Pastor: It is through the suffering of Christ that we find comfort in the midst of our suffering as well.  On the night Jesus offered himself up for us he took bread, gave thanks to you, broke the bread, gave it to his disciples, and said: "Take, eat; this is my body which is given for you. Do this in remembrance of me." When the supper was over he took the cup, gave thanks to you, gave it to his disciples, and said: "Drink from this, all of you; for this is my blood of the new covenant, poured out for you and for many for the forgiveness of sins. Do this, as often as you drink it, in remembrance of me.”  

Congregation: Because of Christ’s suffering, death, and resurrection, we have been delivered from the power of sin, death, and despair. In the light of Gods’ Word, the sacrifice of Christ, and the presence of God’s Holy Spirit, may we endure with hope and faith.

Pastor: It was in His parting sorrow that Jesus asked His disciples to remember Him. May we, the church, be united in the fellowship of his suffering so we can experience the power of his resurrection.

READER:  “Then I saw a new heaven and a new earth; for the first heaven and the first earth had passed away, and the sea was no more.  And I saw the holy city, the new Jerusalem, coming down out of heaven from God, prepared as a bride adorned for her husband.  And I heard a loud voice from the throne saying, ‘See, the home of God is among mortals.

He will dwell with them; they will be his peoples, and God himself will be with them; he will wipe every tear from their eyes.  Death will be no more; mourning and crying and pain will be no more, for the first things have passed away.’  And the one who was seated on the throne said, ‘See, I am making all things new.’  (Revelation 21:1-5)

Pastor: In the promise of God’s never-ending love from which nothing can separate us, we claim peace. We long for the day when there shall be no more tears, no more sorrow, no more sickness, no more death. Even when we see only a glimmer, we know the light of your love is overcoming all darkness.

Congregation: Christ himself is with us.  He is close to the brokenhearted and saves those who are crushed in spirit.”

Pastor: Hear the good news:  God so loved the world that he gave his only Son, that whoever believes in him will not perish, but have eternal life. One day, Christ who died and rose again will wipe all tears from our eyes. He will make all things new.

Congregation: All Honor and glory to the only One who can bring us peace.

Pastor: As we wait for Resurrection, we lift up our broken hearts.

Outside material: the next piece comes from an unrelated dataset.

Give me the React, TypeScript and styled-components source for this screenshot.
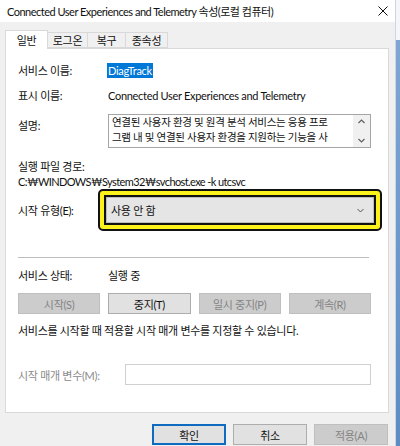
import React from 'react';
import styled, { createGlobalStyle } from 'styled-components';

const GlobalStyle = createGlobalStyle`
  html, body {
    margin: 0;
    padding: 0;
    background: #ffffff;
  }
  body {
    font-family: Lato, "Noto Sans CJK KR", sans-serif;
    font-size: 11px;
    letter-spacing: -0.3px;
    color: #111;
  }
`;

const Screen = styled.div`
  display: flex;
  width: 400px;
  height: 446px;
  overflow: hidden;
`;

const Window = styled.div`
  width: 396px;
  height: 446px;
  display: flex;
  flex-direction: column;
  background: #f0f0f0;
`;

const DesktopEdge = styled.div`
  width: 4px;
  background: linear-gradient(to bottom, #f4f6f9 0, #f4f6f9 40px, #7fa6d3 40px, #5c8cc4 100%);
  border-left: 1px solid #c9d6e6;
`;

const TitleBar = styled.div`
  height: 22px;
  flex-shrink: 0;
  background: #fff;
  display: flex;
  align-items: center;
  justify-content: space-between;
  padding: 0 6px 0 7px;
  font-size: 11px;
  letter-spacing: -0.5px;
`;

const CloseIcon = styled.svg`
  width: 10px;
  height: 10px;
  margin-right: 1px;
`;

const Body = styled.div`
  flex: 1;
  display: flex;
  flex-direction: column;
  padding: 8px 6px 0 5px;
`;

const TabStrip = styled.div`
  display: flex;
  align-items: flex-end;
  height: 18px;
  position: relative;
  z-index: 1;
`;

type TabProps = { $active?: boolean; $w: number };

const Tab = styled.div<TabProps>`
  width: ${(p: TabProps) => p.$w}px;
  box-sizing: border-box;
  height: ${(p: TabProps) => (p.$active ? '19px' : '16px')};
  margin-bottom: ${(p: TabProps) => (p.$active ? '-1px' : '0')};
  display: flex;
  align-items: center;
  justify-content: center;
  background: ${(p: TabProps) => (p.$active ? '#fff' : '#f0f0f0')};
  border: 1px solid #d9d9d9;
  border-bottom: ${(p: TabProps) => (p.$active ? 'none' : '1px solid #d9d9d9')};
  margin-left: -1px;
  font-size: 11px;

  &:first-child {
    margin-left: 0;
  }
`;

const Panel = styled.div`
  height: 365px;
  box-sizing: border-box;
  background: #fff;
  border: 1px solid #d9d9d9;
  padding: 0 17px 0 12px;
  display: flex;
  flex-direction: column;
`;

const Row = styled.div<{ $top: number; $h: number }>`
  display: flex;
  align-items: center;
  margin-top: ${(p: { $top: number }) => p.$top}px;
  height: ${(p: { $h: number }) => p.$h}px;
  flex-shrink: 0;
  white-space: nowrap;
`;

const Label = styled.div<{ $w?: number; $muted?: boolean }>`
  width: ${(p: { $w?: number }) => p.$w ?? 90}px;
  flex-shrink: 0;
  color: ${(p: { $muted?: boolean }) => (p.$muted ? '#8a8a8a' : '#111')};
`;

const Selected = styled.span`
  background: #0078d7;
  color: #fff;
  padding: 0 1px;
  line-height: 15px;
  margin-left: -1px;
`;

const DescBox = styled.div`
  flex: 1;
  height: 34px;
  box-sizing: border-box;
  border: 1px solid #a5a5a5;
  display: flex;
  align-self: flex-start;
`;

const DescText = styled.div`
  flex: 1;
  overflow: hidden;
  padding: 0 0 0 3px;
  font-size: 10.5px;
  line-height: 15px;
`;

const ScrollBar = styled.div`
  width: 17px;
  background: #f0f0f0;
  display: flex;
  flex-direction: column;
  align-items: center;
  justify-content: space-between;
  padding: 2px 0;
`;

const Arrow = styled.svg`
  width: 9px;
  height: 9px;
`;

const Stacked = styled.div`
  margin-top: 11px;
  line-height: 15px;
  flex-shrink: 0;
  white-space: nowrap;
`;

const PathText = styled.div`
  letter-spacing: -0.6px;
`;

const Highlight = styled.div`
  flex: 1;
  height: 42px;
  box-sizing: border-box;
  border: 2px solid #111;
  border-radius: 5px;
  background: #fbf21c;
  padding: 4px;
  margin-right: -11px;
  display: flex;
`;

const HighlightInner = styled.div`
  flex: 1;
  border: 2px solid #111;
  display: flex;
`;

const Dropdown = styled.div`
  flex: 1;
  background: #e5e5e5;
  border: 1px solid #bcbcbc;
  display: flex;
  align-items: center;
  justify-content: space-between;
  padding: 0 8px 0 4px;
`;

const Separator = styled.div`
  margin-top: 26px;
  height: 1px;
  background: #bdbdbd;
  margin-right: 2px;
  flex-shrink: 0;
`;

const ServiceButtons = styled.div`
  margin-top: 10px;
  display: grid;
  grid-template-columns: repeat(4, 1fr);
  column-gap: 8px;
  height: 21px;
  flex-shrink: 0;
`;

const Button = styled.div<{ $disabled?: boolean; $default?: boolean }>`
  box-sizing: border-box;
  display: flex;
  align-items: center;
  justify-content: center;
  background: ${(p: { $disabled?: boolean }) => (p.$disabled ? '#cccccc' : '#e1e1e1')};
  color: ${(p: { $disabled?: boolean }) => (p.$disabled ? '#848484' : '#111')};
  border: ${(p: { $disabled?: boolean; $default?: boolean }) =>
    p.$default ? '2px solid #0f6bbf' : p.$disabled ? '1px solid #bfbfbf' : '1px solid #adadad'};
  font-size: 11px;
`;

const HelpText = styled.div`
  margin-top: 9px;
  height: 16px;
  line-height: 16px;
  flex-shrink: 0;
  white-space: nowrap;
`;

const ParamInput = styled.div`
  flex: 1;
  height: 21px;
  box-sizing: border-box;
  border: 1px solid #d0d0d0;
  background: #fff;
`;

const DialogButtons = styled.div`
  display: flex;
  justify-content: flex-end;
  gap: 7px;
  margin-top: 11px;
  padding-right: 1px;
`;

const DialogButton = styled(Button)`
  width: 74px;
  height: 21px;
`;

const App: React.FC = () => {
  return (
    <Screen>
      <GlobalStyle />
      <Window>
        <TitleBar>
          <span>Connected User Experiences and Telemetry 속성(로컬 컴퓨터)</span>
          <CloseIcon viewBox="0 0 10 10">
            <path d="M0.5 0.5 L9.5 9.5 M9.5 0.5 L0.5 9.5" stroke="#111" strokeWidth="1" fill="none" />
          </CloseIcon>
        </TitleBar>
        <Body>
          <TabStrip>
            <Tab $active $w={43}>일반</Tab>
            <Tab $w={41}>로그온</Tab>
            <Tab $w={39}>복구</Tab>
            <Tab $w={43}>종속성</Tab>
          </TabStrip>
          <Panel>
            <Row $top={13} $h={16}>
              <Label>서비스 이름:</Label>
              <Selected>DiagTrack</Selected>
            </Row>
            <Row $top={9} $h={16}>
              <Label>표시 이름:</Label>
              <span>Connected User Experiences and Telemetry</span>
            </Row>
            <Row $top={11} $h={34}>
              <Label style={{ alignSelf: 'flex-start', marginTop: 3 }}>설명:</Label>
              <DescBox>
                <DescText>
                  <div>연결된 사용자 환경 및 원격 분석 서비스는 응용 프로</div>
                  <div>그램 내 및 연결된 사용자 환경을 지원하는 기능을 사</div>
                </DescText>
                <ScrollBar>
                  <Arrow viewBox="0 0 9 9">
                    <path d="M1.5 6 L4.5 3 L7.5 6" stroke="#606060" strokeWidth="1.2" fill="none" />
                  </Arrow>
                  <Arrow viewBox="0 0 9 9">
                    <path d="M1.5 3 L4.5 6 L7.5 3" stroke="#606060" strokeWidth="1.2" fill="none" />
                  </Arrow>
                </ScrollBar>
              </DescBox>
            </Row>
            <Stacked>
              <div>실행 파일 경로:</div>
              <PathText>C:₩WINDOWS₩System32₩svchost.exe -k utcsvc</PathText>
            </Stacked>
            <Row $top={0} $h={42}>
              <Label $w={80}>시작 유형(E):</Label>
              <Highlight>
                <HighlightInner>
                  <Dropdown>
                    <span>사용 안 함</span>
                    <Arrow viewBox="0 0 9 9">
                      <path d="M1.5 3 L4.5 6 L7.5 3" stroke="#555" strokeWidth="1" fill="none" />
                    </Arrow>
                  </Dropdown>
                </HighlightInner>
              </Highlight>
            </Row>
            <Separator />
            <Row $top={9} $h={16}>
              <Label>서비스 상태:</Label>
              <span>실행 중</span>
            </Row>
            <ServiceButtons>
              <Button $disabled>시작(S)</Button>
              <Button>중지(T)</Button>
              <Button $disabled>일시 중지(P)</Button>
              <Button $disabled>계속(R)</Button>
            </ServiceButtons>
            <HelpText>서비스를 시작할 때 적용할 시작 매개 변수를 지정할 수 있습니다.</HelpText>
            <Row $top={25} $h={21}>
              <Label $w={107} $muted>시작 매개 변수(M):</Label>
              <ParamInput />
            </Row>
          </Panel>
          <DialogButtons>
            <DialogButton $default>확인</DialogButton>
            <DialogButton>취소</DialogButton>
            <DialogButton $disabled>적용(A)</DialogButton>
          </DialogButtons>
        </Body>
      </Window>
      <DesktopEdge />
    </Screen>
  );
};

export default App;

May the God of Comfort be with us.

Congregation: May the God of Resurrection be with us all. [3]

[embed]https://www.youtube.com/watch?v=Ezmme0B2Awg[/embed]

________________________________________________________________________________

[1] I got this idea from a brilliant teaching called “Saturday: Living Between Crucifixion and Resurrection,” posted by Richmont Graduate University on youtube. You can access the video here: https://www.youtube.com/watch?v=U90EKNZPKCU

[2] http://www.jewishencyclopedia.com/articles/12416-pseudo-messiahs

[3] NOTE: I had never written a liturgy or a lament before this one. I found four or five online, read them for a week, then wrote this one. In other words, I could not have written this without learning from others. I think one of those can be found at Blue Christmas Resources; another at A Service for Longest Night. Unfortunately, I have no idea where I found the rest of them. I tried hard not to plagiarize; I hope I succeeded.